I would like to write a function to process a list of integers, best way is to show as an example:
input [0,1,2,3, -1,-2,-3, 0,1,2,3, -1,-2,-3] will return [6,-6,6,-6]
I have a draft here that will actually work:
def group_pos_neg_list(nums):
p_nums = []
# to determine if the first element >=0 or <0
# create pos_combined and neg_combined as a list to check the length in the future
if nums[0] >= 0:
pos_combined, neg_combined = [nums[0]], []
elif nums[0] < 0:
pos_combined, neg_combined = [], [nums[0]]

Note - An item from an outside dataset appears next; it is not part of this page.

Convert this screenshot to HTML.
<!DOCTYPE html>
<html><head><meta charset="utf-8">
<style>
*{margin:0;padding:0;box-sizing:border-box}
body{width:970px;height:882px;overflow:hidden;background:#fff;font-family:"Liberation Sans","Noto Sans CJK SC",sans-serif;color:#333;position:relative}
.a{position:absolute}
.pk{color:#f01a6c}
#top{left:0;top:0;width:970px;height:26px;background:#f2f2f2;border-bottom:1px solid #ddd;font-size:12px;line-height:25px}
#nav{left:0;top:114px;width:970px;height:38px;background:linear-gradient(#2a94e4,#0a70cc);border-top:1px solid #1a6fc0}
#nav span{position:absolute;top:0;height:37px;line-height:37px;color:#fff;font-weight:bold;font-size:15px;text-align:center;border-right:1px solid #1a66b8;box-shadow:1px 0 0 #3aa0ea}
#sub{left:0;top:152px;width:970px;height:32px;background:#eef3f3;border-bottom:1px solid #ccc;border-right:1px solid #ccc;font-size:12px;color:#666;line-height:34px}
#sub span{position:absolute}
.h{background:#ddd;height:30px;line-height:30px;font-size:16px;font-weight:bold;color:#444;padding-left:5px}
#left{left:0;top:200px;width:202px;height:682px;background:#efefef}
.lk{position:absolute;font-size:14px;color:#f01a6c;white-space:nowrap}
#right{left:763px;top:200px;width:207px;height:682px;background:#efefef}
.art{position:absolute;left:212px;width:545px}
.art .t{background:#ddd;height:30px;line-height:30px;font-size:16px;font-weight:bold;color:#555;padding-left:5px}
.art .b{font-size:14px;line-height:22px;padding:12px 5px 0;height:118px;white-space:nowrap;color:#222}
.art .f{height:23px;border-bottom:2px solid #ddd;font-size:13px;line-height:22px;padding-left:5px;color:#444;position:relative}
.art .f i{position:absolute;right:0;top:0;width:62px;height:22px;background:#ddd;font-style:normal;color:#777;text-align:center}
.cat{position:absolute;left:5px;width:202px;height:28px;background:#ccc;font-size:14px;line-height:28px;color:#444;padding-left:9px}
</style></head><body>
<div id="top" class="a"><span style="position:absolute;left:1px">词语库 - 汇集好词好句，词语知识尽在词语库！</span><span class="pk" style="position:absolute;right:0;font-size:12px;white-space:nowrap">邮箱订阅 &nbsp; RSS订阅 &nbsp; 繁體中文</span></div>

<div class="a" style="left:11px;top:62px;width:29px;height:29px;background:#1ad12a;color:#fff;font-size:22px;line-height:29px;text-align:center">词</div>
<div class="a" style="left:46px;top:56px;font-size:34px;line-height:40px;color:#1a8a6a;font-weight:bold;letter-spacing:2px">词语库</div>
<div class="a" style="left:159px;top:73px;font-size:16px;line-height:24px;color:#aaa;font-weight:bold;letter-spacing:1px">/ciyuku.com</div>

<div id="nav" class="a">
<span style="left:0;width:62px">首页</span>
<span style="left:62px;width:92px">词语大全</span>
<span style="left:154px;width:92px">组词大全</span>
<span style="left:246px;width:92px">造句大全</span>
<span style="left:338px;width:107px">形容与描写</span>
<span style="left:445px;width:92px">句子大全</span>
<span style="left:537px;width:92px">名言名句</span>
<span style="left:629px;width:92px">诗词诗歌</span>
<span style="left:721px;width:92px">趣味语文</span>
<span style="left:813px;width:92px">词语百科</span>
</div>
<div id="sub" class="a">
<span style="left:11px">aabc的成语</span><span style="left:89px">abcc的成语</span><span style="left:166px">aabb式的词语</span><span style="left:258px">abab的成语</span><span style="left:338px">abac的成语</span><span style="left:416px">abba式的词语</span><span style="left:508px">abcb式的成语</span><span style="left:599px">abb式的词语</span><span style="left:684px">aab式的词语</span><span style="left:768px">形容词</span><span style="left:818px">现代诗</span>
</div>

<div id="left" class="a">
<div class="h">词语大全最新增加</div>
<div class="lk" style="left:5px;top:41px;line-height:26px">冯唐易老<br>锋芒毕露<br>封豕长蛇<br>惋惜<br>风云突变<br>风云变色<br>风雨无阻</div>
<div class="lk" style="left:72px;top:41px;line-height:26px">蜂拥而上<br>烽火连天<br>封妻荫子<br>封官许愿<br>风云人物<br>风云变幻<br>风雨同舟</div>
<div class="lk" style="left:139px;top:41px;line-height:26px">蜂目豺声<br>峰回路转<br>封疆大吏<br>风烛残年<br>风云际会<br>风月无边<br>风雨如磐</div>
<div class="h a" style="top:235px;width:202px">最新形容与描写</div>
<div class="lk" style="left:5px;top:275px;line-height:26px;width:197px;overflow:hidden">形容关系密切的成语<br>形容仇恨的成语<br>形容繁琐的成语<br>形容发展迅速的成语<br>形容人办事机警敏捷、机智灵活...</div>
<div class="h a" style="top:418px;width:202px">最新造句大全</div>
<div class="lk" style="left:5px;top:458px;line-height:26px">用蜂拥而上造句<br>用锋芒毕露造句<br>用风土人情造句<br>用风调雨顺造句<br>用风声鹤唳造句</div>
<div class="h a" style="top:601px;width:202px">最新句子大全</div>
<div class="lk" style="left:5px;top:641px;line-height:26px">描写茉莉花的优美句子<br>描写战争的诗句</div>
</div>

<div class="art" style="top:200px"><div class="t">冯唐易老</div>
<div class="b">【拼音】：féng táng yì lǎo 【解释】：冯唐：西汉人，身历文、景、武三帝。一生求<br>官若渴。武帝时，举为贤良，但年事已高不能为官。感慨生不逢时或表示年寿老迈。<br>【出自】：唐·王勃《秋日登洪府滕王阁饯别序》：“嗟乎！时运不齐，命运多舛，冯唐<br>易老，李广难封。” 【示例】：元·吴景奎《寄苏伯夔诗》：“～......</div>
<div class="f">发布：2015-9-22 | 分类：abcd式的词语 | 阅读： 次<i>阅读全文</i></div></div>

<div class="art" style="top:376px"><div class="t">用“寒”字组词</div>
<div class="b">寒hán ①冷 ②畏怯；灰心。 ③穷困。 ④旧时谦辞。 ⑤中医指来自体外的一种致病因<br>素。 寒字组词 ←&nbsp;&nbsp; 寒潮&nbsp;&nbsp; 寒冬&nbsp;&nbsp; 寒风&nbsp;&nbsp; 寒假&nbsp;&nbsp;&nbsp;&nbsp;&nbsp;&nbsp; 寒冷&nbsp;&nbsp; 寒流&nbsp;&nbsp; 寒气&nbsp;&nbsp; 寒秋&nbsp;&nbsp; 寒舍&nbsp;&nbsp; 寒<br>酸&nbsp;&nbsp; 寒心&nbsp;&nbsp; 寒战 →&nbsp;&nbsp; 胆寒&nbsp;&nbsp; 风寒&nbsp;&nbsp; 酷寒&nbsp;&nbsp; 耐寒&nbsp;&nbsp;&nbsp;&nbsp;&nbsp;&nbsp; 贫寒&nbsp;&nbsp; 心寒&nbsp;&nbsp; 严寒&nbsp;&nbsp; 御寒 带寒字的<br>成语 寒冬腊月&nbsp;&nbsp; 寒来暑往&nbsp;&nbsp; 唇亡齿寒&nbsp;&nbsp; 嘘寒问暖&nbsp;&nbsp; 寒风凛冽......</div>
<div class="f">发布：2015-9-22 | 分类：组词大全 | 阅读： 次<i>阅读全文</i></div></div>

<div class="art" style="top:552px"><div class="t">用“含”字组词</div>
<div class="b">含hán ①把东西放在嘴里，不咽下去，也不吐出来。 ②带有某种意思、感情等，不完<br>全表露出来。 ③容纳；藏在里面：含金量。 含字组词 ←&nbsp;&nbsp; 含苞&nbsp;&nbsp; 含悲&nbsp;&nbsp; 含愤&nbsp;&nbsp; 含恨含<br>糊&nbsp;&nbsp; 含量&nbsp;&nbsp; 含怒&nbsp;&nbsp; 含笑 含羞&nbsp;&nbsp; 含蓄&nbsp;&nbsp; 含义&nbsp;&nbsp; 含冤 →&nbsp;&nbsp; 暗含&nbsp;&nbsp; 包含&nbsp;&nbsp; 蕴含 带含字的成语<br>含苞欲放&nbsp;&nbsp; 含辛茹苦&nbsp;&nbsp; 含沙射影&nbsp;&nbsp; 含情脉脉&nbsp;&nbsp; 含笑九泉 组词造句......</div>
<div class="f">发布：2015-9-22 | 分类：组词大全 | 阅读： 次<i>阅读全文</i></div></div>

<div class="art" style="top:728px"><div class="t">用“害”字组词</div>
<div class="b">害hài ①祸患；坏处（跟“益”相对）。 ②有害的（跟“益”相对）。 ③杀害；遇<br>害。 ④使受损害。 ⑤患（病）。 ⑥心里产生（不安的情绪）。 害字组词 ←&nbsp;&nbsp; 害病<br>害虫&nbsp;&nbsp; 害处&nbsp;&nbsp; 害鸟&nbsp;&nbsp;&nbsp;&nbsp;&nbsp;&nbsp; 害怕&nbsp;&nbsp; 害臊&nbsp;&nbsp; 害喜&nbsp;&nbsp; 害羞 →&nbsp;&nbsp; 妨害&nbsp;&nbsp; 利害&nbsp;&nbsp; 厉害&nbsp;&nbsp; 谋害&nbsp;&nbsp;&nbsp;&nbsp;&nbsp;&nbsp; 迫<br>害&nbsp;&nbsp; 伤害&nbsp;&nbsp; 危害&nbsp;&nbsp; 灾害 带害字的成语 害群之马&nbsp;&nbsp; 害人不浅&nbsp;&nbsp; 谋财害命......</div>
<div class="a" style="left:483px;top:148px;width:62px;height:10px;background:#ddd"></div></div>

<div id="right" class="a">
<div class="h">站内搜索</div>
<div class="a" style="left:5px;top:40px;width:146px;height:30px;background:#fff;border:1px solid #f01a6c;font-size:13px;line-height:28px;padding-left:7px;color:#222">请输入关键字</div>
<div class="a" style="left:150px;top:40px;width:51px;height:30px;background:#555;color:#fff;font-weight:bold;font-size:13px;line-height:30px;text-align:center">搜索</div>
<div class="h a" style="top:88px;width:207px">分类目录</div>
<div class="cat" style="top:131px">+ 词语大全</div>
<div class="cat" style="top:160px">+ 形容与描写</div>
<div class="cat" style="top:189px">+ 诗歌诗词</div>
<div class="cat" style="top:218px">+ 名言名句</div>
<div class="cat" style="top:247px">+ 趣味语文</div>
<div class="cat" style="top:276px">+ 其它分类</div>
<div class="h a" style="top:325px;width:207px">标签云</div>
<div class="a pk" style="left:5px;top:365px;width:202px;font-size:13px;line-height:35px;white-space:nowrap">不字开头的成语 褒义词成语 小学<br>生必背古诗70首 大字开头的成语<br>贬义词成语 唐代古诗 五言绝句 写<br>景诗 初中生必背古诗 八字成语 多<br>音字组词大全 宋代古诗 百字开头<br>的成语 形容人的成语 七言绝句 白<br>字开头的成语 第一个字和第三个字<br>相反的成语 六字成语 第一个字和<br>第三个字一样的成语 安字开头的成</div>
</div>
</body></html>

# loop over each element from position 1 to the end
# accumulate pos num and neg nums and set back to 0 if next element is different
index = 1
while index < len(nums):
if nums[index] >= 0 and nums[index-1] >= 0: # both posivite
pos_combined.append(nums[index])
index += 1
elif nums[index] < 0 and nums[index-1] < 0: # both negative
neg_combined.append(nums[index])
index += 1
else:
if len(pos_combined) > 0:
p_nums.append(sum(pos_combined))
pos_combined, neg_combined = [], [nums[index]]
elif len(neg_combined) > 0:
p_nums.append(sum(neg_combined))
pos_combined, neg_combined = [nums[index]], []
index += 1
# finish the last combined group
if len(pos_combined) > 0:
p_nums.append(sum(pos_combined))
elif len(neg_combined) > 0:
p_nums.append(sum(neg_combined))
return p_nums
But I am not quite happy with it, because it looks a bit complicate.
Especially that there is a repeating part of code:
if len(pos_combined) > 0:
p_nums.append(sum(pos_combined))
pos_combined, neg_combined = [], [nums[index]]
elif len(neg_combined) > 0:
p_nums.append(sum(neg_combined))
pos_combined, neg_combined = [nums[index]], []
I have to write this twice as the final group of integers will not be counted in the loop, so an extra step is needed.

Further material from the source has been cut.